Today, I’m thinking about two arrivals–
One is the obvious: my team’s arrival in Santo Domingo. Twelve days ago, we touched down on the little island of Hispanola, and as the Dominicans are quick to say, “The First Place of the New World.” Columbus anchored his ship here first (three arrivals, I guess). Our arrival was incredibly smooth, apart from a delay in Miami. This is what I wrote the night we arrived, at two in the morning, when I was finally settled into my room:
The overwhelming sentiment of my mind for the past few days has been, “I’m so grateful.” I’m grateful to get to go on a summer project. I’m grateful for the people I am leading with. I’m grateful for my students. I’m grateful to be back in la Republica Dominicana. I’m grateful for my fan. If I had to explain my gratefulness, I probably wouldn’t be able to tell you why I have such a strong emotion and response of gratitude for these things, but I recognize the feeling. In it is life and rest that I have been missing this year. In it, is a reclaiming of my given ability and inheritance to choose joy.

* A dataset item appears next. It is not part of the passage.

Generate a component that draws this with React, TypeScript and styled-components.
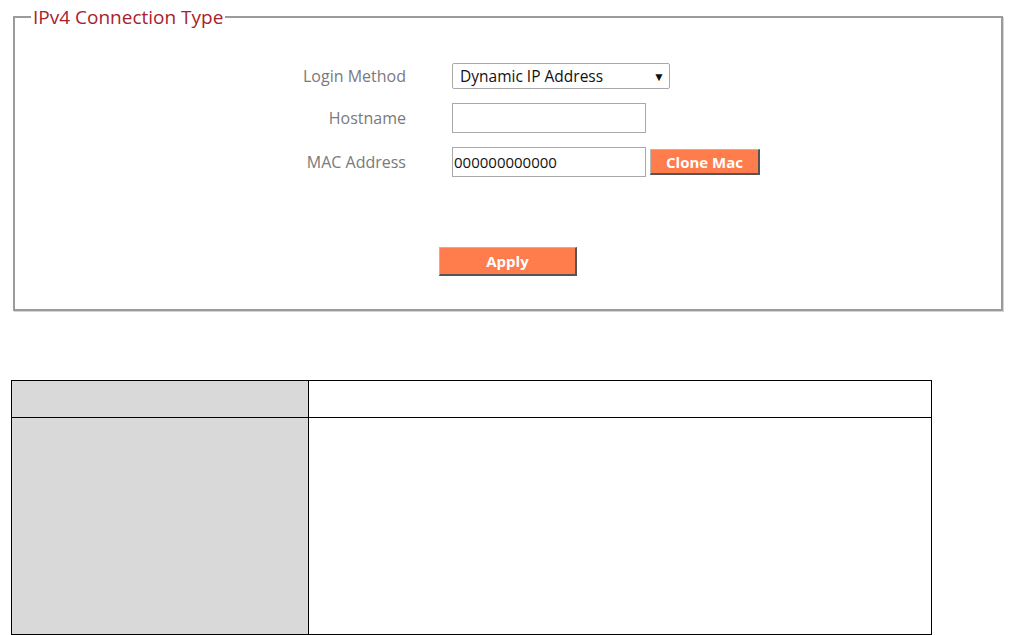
import styled, { createGlobalStyle } from 'styled-components'

const GlobalStyle = createGlobalStyle`
    html, body {
        margin: 0;
        padding: 0;
        background: #ffffff;
    }
    body {
        font-family: 'Open Sans', 'Liberation Sans', sans-serif;
    }
`

const Page = styled.div`
    width: 1022px;
    height: 635px;
    overflow: hidden;
    padding-top: 7px;
    box-sizing: border-box;
`

// connection settings panel
const Panel = styled.fieldset`
    margin: 0 19px 0 13px;
    padding: 36px 0 33px 0;
    border: 2px solid #9b9b9b;
    box-shadow: 1px 1px 0 #d4d4d4;
    min-width: 0;
`

const Legend = styled.legend`
    margin-left: 16px;
    padding: 0 2px;
    font-size: 19px;
    line-height: 20px;
    color: #a8222c;
`

const FormGrid = styled.div`
    display: grid;
    grid-template-columns: 391px 1fr;
    column-gap: 46px;
    row-gap: 14px;
    align-items: center;
`

const Label = styled.label`
    text-align: right;
    font-size: 16px;
    color: #7a7a7a;
`

const Controls = styled.div`
    display: flex;
    align-items: center;
    gap: 4px;
`

const Select = styled.div`
    width: 218px;
    height: 26px;
    box-sizing: border-box;
    border: 1px solid #a9a9a9;
    border-radius: 2px;
    display: flex;
    align-items: center;
    justify-content: space-between;
    padding: 0 4px 0 7px;
    font-size: 15.5px;
    color: #111;
`

const Arrow = styled.span`
    font-size: 12px;
    color: #111;
`

const TextInput = styled.input`
    width: 194px;
    height: 30px;
    box-sizing: border-box;
    border: 1px solid #a9a9a9;
    padding: 0 1px;
    font-family: 'Open Sans', 'Liberation Sans', sans-serif;
    font-size: 15px;
    color: #111;
    outline: none;
`

const OrangeButton = styled.button<{ $w: number; $h: number }>`
    width: ${({ $w }) => $w}px;
    height: ${({ $h }) => $h}px;
    box-sizing: border-box;
    background: #ff7c4c;
    color: #ffffff;
    font-family: 'Open Sans', 'Liberation Sans', sans-serif;
    font-weight: 700;
    font-size: 15px;
    border-style: solid;
    border-width: 1px 2px 2px 1px;
    border-color: #b8b8b8 #555555 #555555 #b8b8b8;
    padding: 0;
    cursor: pointer;
`

const ApplyRow = styled.div`
    display: flex;
    justify-content: center;
    margin-top: 70px;
`

// description table
const InfoTable = styled.table`
    margin: 69px 0 0 11px;
    width: 921px;
    border-collapse: collapse;

    td {
        border: 1.5px solid #000;
        padding: 0;
    }
`

const KeyCell = styled.td<{ $h: number }>`
    width: 296px;
    height: ${({ $h }) => $h}px;
    background: #d9d9d9;
`

const ValueCell = styled.td``

const App = () => {
    return (
        <Page>
            <GlobalStyle />
            <Panel>
                <Legend>IPv4 Connection Type</Legend>
                <FormGrid>
                    <Label>Login Method</Label>
                    <Controls>
                        <Select>
                            <span>Dynamic IP Address</span>
                            <Arrow>▼</Arrow>
                        </Select>
                    </Controls>

                    <Label>Hostname</Label>
                    <Controls>
                        <TextInput defaultValue="" />
                    </Controls>

                    <Label>MAC Address</Label>
                    <Controls>
                        <TextInput defaultValue="000000000000" />
                        <OrangeButton $w={110} $h={26}>Clone Mac</OrangeButton>
                    </Controls>
                </FormGrid>
                <ApplyRow>
                    <OrangeButton $w={138} $h={29}>Apply</OrangeButton>
                </ApplyRow>
            </Panel>

            <InfoTable>
                <tbody>
                    <tr>
                        <KeyCell $h={36} />
                        <ValueCell />
                    </tr>
                    <tr>
                        <KeyCell $h={216} />
                        <ValueCell />
                    </tr>
                </tbody>
            </InfoTable>
        </Page>
    )
}

export default App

As we waited and waited and waited today (for that is what traveling is all about–waiting), my anticipation simmered like a soup in winter. When we stepped onto Dominican soil (or rather, tarmac and formica), all I felt was impatience to get through the airport to the faces I knew were waiting, Leyla and Prospero. My rational brain says this is silliness. After all, I can’t even carry on a real conversation with either one. But to my rational brain I say, “Be quiet. Go sit in the corner until I call on you.” No, I can’t explain my affection or the movement of my heart towards this little island. But it is a true movement or impulse in my being. I felt glad at the humidity, glad at the prickle of Prospero’s cheek as we kissed hello, glad at the face of Jose, the taxi driver we knew last summer, glad at the feel of a little reckless island driving, glad at the beeping horns. Just glad.

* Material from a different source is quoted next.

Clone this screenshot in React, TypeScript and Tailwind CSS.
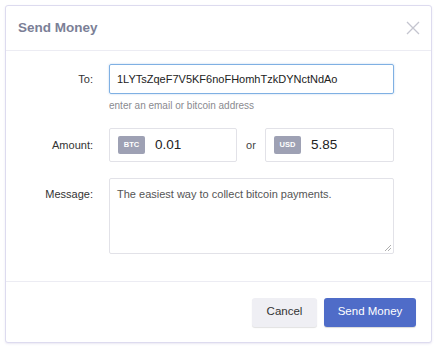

Here’s a picture to go with arrival number one:
The second arrival has to do with me. It’s hard for me to jump into a new group of people and feel connected quickly. I need a period of time where I can hang back a little and observe, get my feet wet before jumping in. What helps me to feel comfortable and connected to the group as a whole is if I have been able to spend time one-on-one or with smaller groups within the large group. It’s just my process and it takes varying amounts of time. I jumped in sometime over the weekend, and it’s really refreshing to be in the pool with everyone else. Just some musing on my own stuff.